Damien (Kacey Mottet Klein) lives with his mother Marianne (Sandrine Kiberlain) in a rural area. His mother is the local doctor, his father is a soldier who is gone most of the time. But Damien’s life would be alright if it wasn’t for Thomas (Corentin Fila) who bullies him. As chance will have it, Marianne gets called to Thomas’ place, a farm a long way from school, because Thomas’ mother is ill. To help more than just medically, Marianne suggests that Thomas could stay with her and Damien for a while, which means that Damien and Thomas have to reshape their relationship with each other.
Quand on a 17 ans tells a sweet and touching story in an unusual setting that I very much loved because it sticks to the complexity of its characters and their relationships without overloading the story.

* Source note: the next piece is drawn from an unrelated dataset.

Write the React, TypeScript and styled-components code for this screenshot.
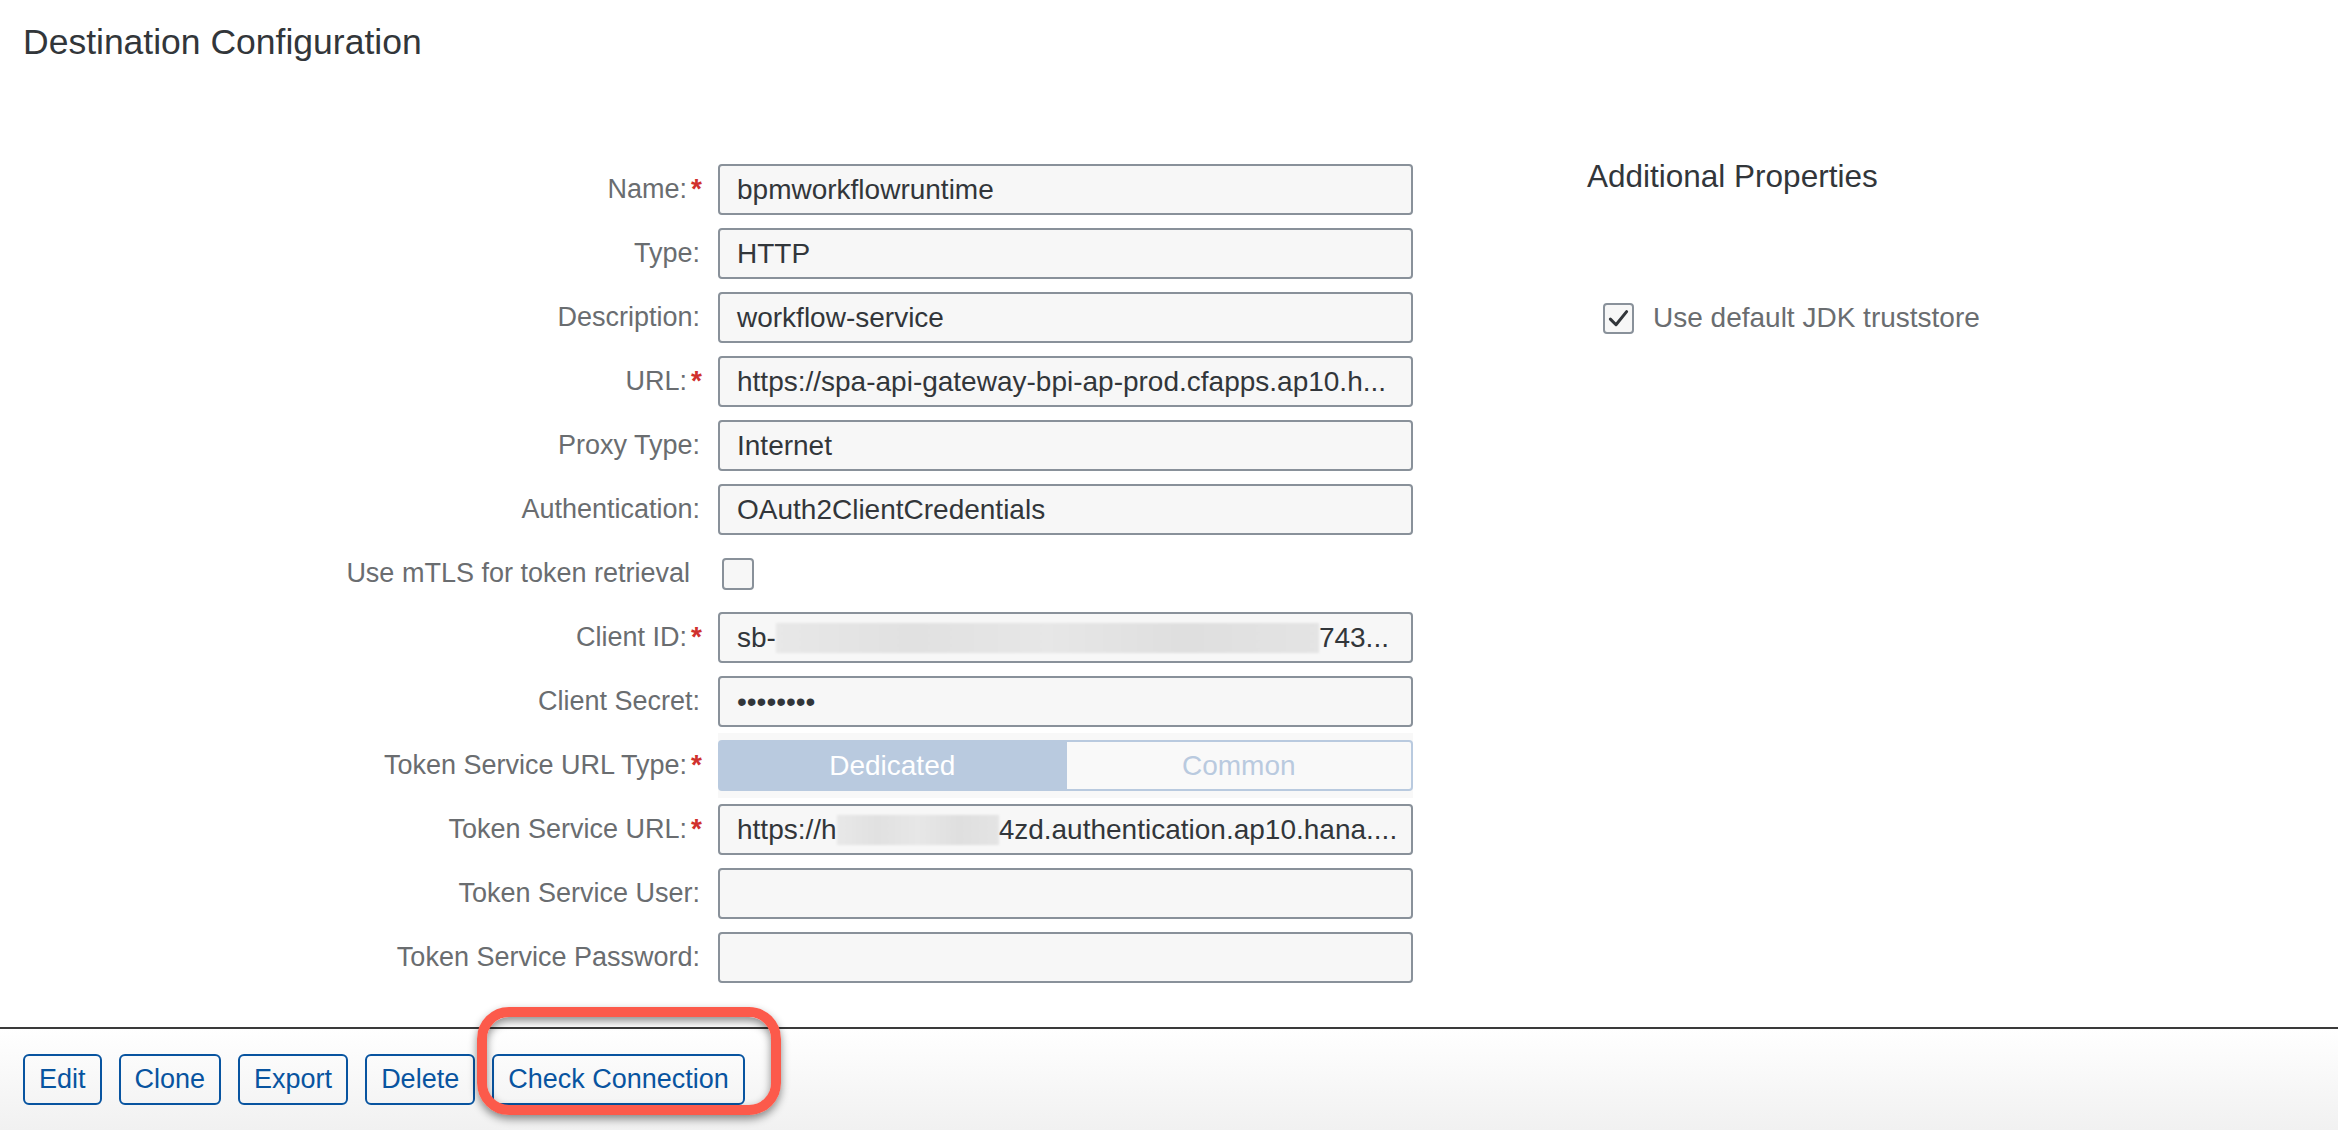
import React from "react";
import styled, { createGlobalStyle } from "styled-components";

const GlobalStyle = createGlobalStyle`
  html, body {
    margin: 0;
    padding: 0;
    background: #ffffff;
  }
  body {
    font-family: "Liberation Sans", Arial, sans-serif;
    color: #32363a;
  }
  * { box-sizing: border-box; }
`;

const Page = styled.div`
  display: flex;
  flex-direction: column;
  min-height: 100vh;
`;

const Header = styled.header`
  padding: 22px 0 0 23px;
`;

const Title = styled.h1`
  margin: 0;
  font-size: 35.5px;
  line-height: 40px;
  font-weight: 400;
  color: #32363a;
`;

const Main = styled.main`
  display: flex;
  align-items: flex-start;
  padding-top: 102px;
`;

const FormGrid = styled.div`
  display: grid;
  grid-template-columns: 702px 695px;
  grid-auto-rows: 51px;
  column-gap: 16px;
  row-gap: 13px;
`;

const Label = styled.label<{ $inset?: number }>`
  display: flex;
  align-items: center;
  justify-content: flex-end;
  padding-right: ${(p) => p.$inset ?? 2}px;
  font-size: 27px;
  color: #6a6d70;
  white-space: nowrap;
`;

const Required = styled.span`
  color: #d0312d;
  font-weight: 700;
  font-size: 28px;
  margin-left: 4px;
  margin-right: -2px;
  align-self: flex-start;
  padding-top: 9px;
`;

const Field = styled.div`
  display: flex;
  align-items: center;
  height: 51px;
  padding: 0 17px;
  border: 2px solid #89919a;
  border-radius: 4px;
  background: #f7f7f7;
  font-size: 28px;
  color: #32363a;
  white-space: nowrap;
  overflow: hidden;
`;

const Dots = styled.span`
  font-size: 28px;
`;

const Redacted = styled.span<{ $w: number }>`
  display: inline-block;
  flex: none;
  width: ${(p) => p.$w}px;
  height: 30px;
  background: linear-gradient(90deg, #e8e8e8 0%, #e1e1e1 25%, #e7e7e7 50%, #dfdfdf 75%, #e4e4e4 100%);
  filter: blur(0.8px);
`;

const CheckCell = styled.div`
  display: flex;
  align-items: center;
  padding-left: 4px;
`;

const Box = styled.span<{ $size: number }>`
  display: inline-flex;
  align-items: center;
  justify-content: center;
  width: ${(p) => p.$size}px;
  height: ${(p) => p.$size}px;
  border: 2px solid #89919a;
  border-radius: 4px;
  background: #f7f7f7;
`;

const SegmentWrap = styled.div`
  display: flex;
  margin: -7px 0;
  padding: 7px 0;
  background: #f8f8f8;
`;

const Segment = styled.div<{ $active?: boolean }>`
  flex: 1;
  display: flex;
  align-items: center;
  justify-content: center;
  font-size: 28px;
  border: 2px solid #b9cadf;
  background: ${(p) => (p.$active ? "#b9cadf" : "#f9f9f9")};
  color: ${(p) => (p.$active ? "#ffffff" : "#b9cadf")};
  border-radius: ${(p) => (p.$active ? "4px 0 0 4px" : "0 4px 4px 0")};
  ${(p) => (p.$active ? "" : "border-left: none;")}
`;

const Side = styled.aside`
  margin-left: 174px;
  margin-top: -6px;
`;

const SideTitle = styled.h2`
  margin: 0;
  font-size: 31.5px;
  line-height: 36px;
  font-weight: 400;
  color: #32363a;
`;

const CheckRow = styled.div`
  display: flex;
  align-items: center;
  gap: 19px;
  margin-top: 108px;
  padding-left: 16px;
  font-size: 28px;
  color: #6a6d70;
`;

const Footer = styled.footer`
  margin-top: auto;
  display: flex;
  gap: 17px;
  padding: 25px 23px;
  border-top: 2px solid #3a3a3a;
  background: linear-gradient(180deg, #ffffff 0%, #f1f1f1 100%);
`;

const Button = styled.button`
  height: 51px;
  padding: 0 14px;
  border: 2px solid #0854a0;
  border-radius: 6px;
  background: transparent;
  color: #0854a0;
  font-family: "Liberation Sans", Arial, sans-serif;
  font-size: 27px;
`;

const Highlight = styled.span`
  position: relative;
  display: inline-flex;

  &::after {
    content: "";
    position: absolute;
    left: -15px;
    right: -36px;
    top: -47px;
    bottom: -10px;
    border: 10px solid #fc5a4b;
    border-radius: 32px;
    box-shadow: 0 4px 9px rgba(0, 0, 0, 0.45), inset 0 4px 9px rgba(0, 0, 0, 0.45);
    pointer-events: none;
  }
`;

const Check = ({ size }: { size: number }) => (
  <svg width={size} height={size} viewBox="0 0 20 20">
    <path d="M3.5 10.5 L8 15 L16.5 4.5" fill="none" stroke="#32363a" strokeWidth="2.4" strokeLinecap="round" strokeLinejoin="round" />
  </svg>
);

type Row = { label: string; required?: boolean; value?: React.ReactNode };

const rows: Row[] = [
  { label: "Name:", required: true, value: "bpmworkflowruntime" },
  { label: "Type:", value: "HTTP" },
  { label: "Description:", value: "workflow-service" },
  { label: "URL:", required: true, value: "https://spa-api-gateway-bpi-ap-prod.cfapps.ap10.h..." },
  { label: "Proxy Type:", value: "Internet" },
  { label: "Authentication:", value: "OAuth2ClientCredentials" },
];

const rowsAfter: Row[] = [
  {
    label: "Client ID:",
    required: true,
    value: (
      <>
        sb-<Redacted $w={543} />743...
      </>
    ),
  },
  { label: "Client Secret:", value: <Dots>••••••••</Dots> },
];

const rowsEnd: Row[] = [
  {
    label: "Token Service URL:",
    required: true,
    value: (
      <>
        https://h<Redacted $w={162} />4zd.authentication.ap10.hana....
      </>
    ),
  },
  { label: "Token Service User:" },
  { label: "Token Service Password:" },
];

const FieldRow = ({ label, required, value }: Row) => (
  <>
    <Label>
      {label}
      {required && <Required>*</Required>}
    </Label>
    <Field>{value}</Field>
  </>
);

export default function App() {
  return (
    <>
      <GlobalStyle />
      <Page>
        <Header>
          <Title>Destination Configuration</Title>
        </Header>
        <Main>
          <FormGrid>
            {rows.map((r) => (
              <FieldRow key={r.label} {...r} />
            ))}
            <Label $inset={12}>Use mTLS for token retrieval</Label>
            <CheckCell>
              <Box $size={32} />
            </CheckCell>
            {rowsAfter.map((r) => (
              <FieldRow key={r.label} {...r} />
            ))}
            <Label>
              Token Service URL Type:<Required>*</Required>
            </Label>
            <SegmentWrap>
              <Segment $active>Dedicated</Segment>
              <Segment>Common</Segment>
            </SegmentWrap>
            {rowsEnd.map((r) => (
              <FieldRow key={r.label} {...r} />
            ))}
          </FormGrid>
          <Side>
            <SideTitle>Additional Properties</SideTitle>
            <CheckRow>
              <Box $size={31}>
                <Check size={25} />
              </Box>
              Use default JDK truststore
            </CheckRow>
          </Side>
        </Main>
        <Footer>
          <Button>Edit</Button>
          <Button>Clone</Button>
          <Button>Export</Button>
          <Button>Delete</Button>
          <Highlight>
            <Button>Check Connection</Button>
          </Highlight>
        </Footer>
      </Page>
    </>
  );
}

Lady Susan Vernon (Kate Beckinsale) is a widow with a 16-year-old daughter, Frederica (Morfydd Clark). Susan very much enjoys her widowhood and has garnered quite a reputation as a seductress. Her most recent conquest, Mr. Manwaring (Lochlann O’Mearáin), has left her in a bit of a delicate situation, so she retreats to her brother’s (Justin Edwards) estate. Her sister-in-law Catherine Vernon (Emma Greenwell) is not pleased as she suspects Susan’s scheming ways. Catherine’s brother Reginald (Xavier Samuel), on the other hand, is rather intrigued by her, despite the warnings. Susan knows she will have to find good husbands for Frederica and herself to secure their futures, so that’s what she sets her mind to.
Love & Friendship was an utterly delightful film. Funny, romantic and filled with great characters, the film is the novel Jane Austen could have written if she had wanted to spend more time on Lady Susan. I absolutely adored it.